Review by Win Wiacek
This second Popeye Classics collects another five issues of Bud Sagendorf’s Popeye comic series, this time all from 1949.
Perhaps under-appreciated is how good Sagendorf’s single page strips are. Used on the inside front and back covers, they’re always dynamic, surreal, silent sight gags of incredible whimsy and ingenuity. As in Volume One, Sagendorf follows the pattern of one longer story per issue followed by several shorter.
Alice the Goon proved a popular villain in the Popeye newspaper strip, and makes her first comic appearance in the opening ‘Moon Goon! or Goon on the Moon! or The Man in the Moon is a Goon!’ The title indicates the wordplay Sagedorf loved, and was so good at extrapolating. On the moon Popeye and Wimpy meet a number of incredible races, discover the origins of their unsightly associate Alice the Goon and enjoy an astounding and perilous new means of locomotion to get them back down to Earth.

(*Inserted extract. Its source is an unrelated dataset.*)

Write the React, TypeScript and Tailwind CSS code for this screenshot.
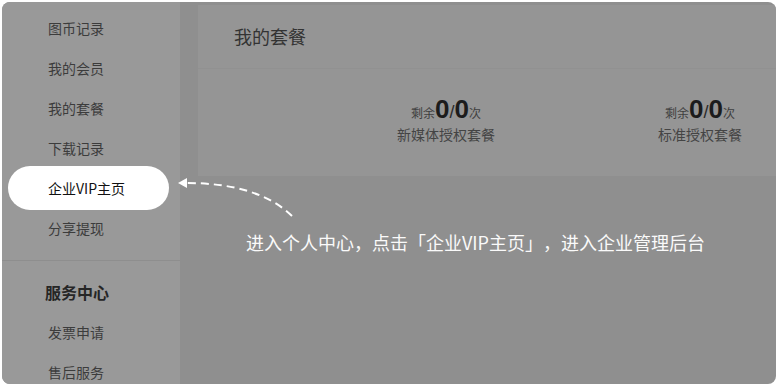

The wonder of the strips begins with the clever titles, but continues with madcap plots that’s it’s difficult to imagine anyone other than Sagendorf coming up with. ‘Raft! or It’s a Long Drift Home! or Rafts are Boats, But Not So Comfortable!’ depicts Swee’ Pea and playmate Hink jerry-build a dubious wooden vessel and disappear down the river and out into the ocean. They’re hijacked by piratical rogue Captain Zato who thinks he has the secret of controlling Popeye and gaining vast wealth. Ravenous finagler J. Wellington Wimpy stars in ‘A Story of Hunger and Desert Madness entitled Food! Food! or May I Borrow Your Duck, Mister?’ He’s dumped in a desert for his usual parsimonious behaviour, in this case fare-dodging on a locomotive. As starvation looms, the chiseller encounters owlhoot bandit Terrific Tension and a grim battle begins for possession of the cowboy’s most treasured possession – a ham sandwich. The master moocher exhibits even greater guile in ‘A Tale of Brains vs. Work entitled Who Won? or The Fleeter of Foot Emerges Victorious!’, again fooling Rough House and his customers with the old raffle dodge.
Sagendorf takes his japery with alternate appellations to extreme limits with ‘I Am the Mayor!’, and then offering not one, not two, not even three, but four alternative titles. The comedy is even sharper than usual as Swee’ Pea races across America to substitute for Popeye and save the town of Boghill from bullying entrepreneur and arms dealer Bull Branco.
For this collection only, there’s the surprise resurfacing of Sagendorf’s old charges Sappo and Wotasnozzle, long since discarded from the newspaper strip continuity, but now restored to regular back-up strip status. Here henpecked oaf John Sappo once more allows his mad scientist lodger Professor Wotasnozzle to make him a pasty after sampling the bonkers boffin’s food stretching breakfast additive. A second story, ‘Presenting John Sappo and the Experiment of the Sound Pills!’, finds the goony-eye genius and his long-suffering stooge enduring the gibes of Sappo’s little nephew and respond in typical over-the-top fashion.
There is more than one Popeye. Most of them are pretty good, and some are truly excellent. This book is definitely top tier and if you love lunacy, laughter, frantic fantasy and rollicking adventure you should add this treasure trove of wonder to your collection. Witch Whistle and More follows.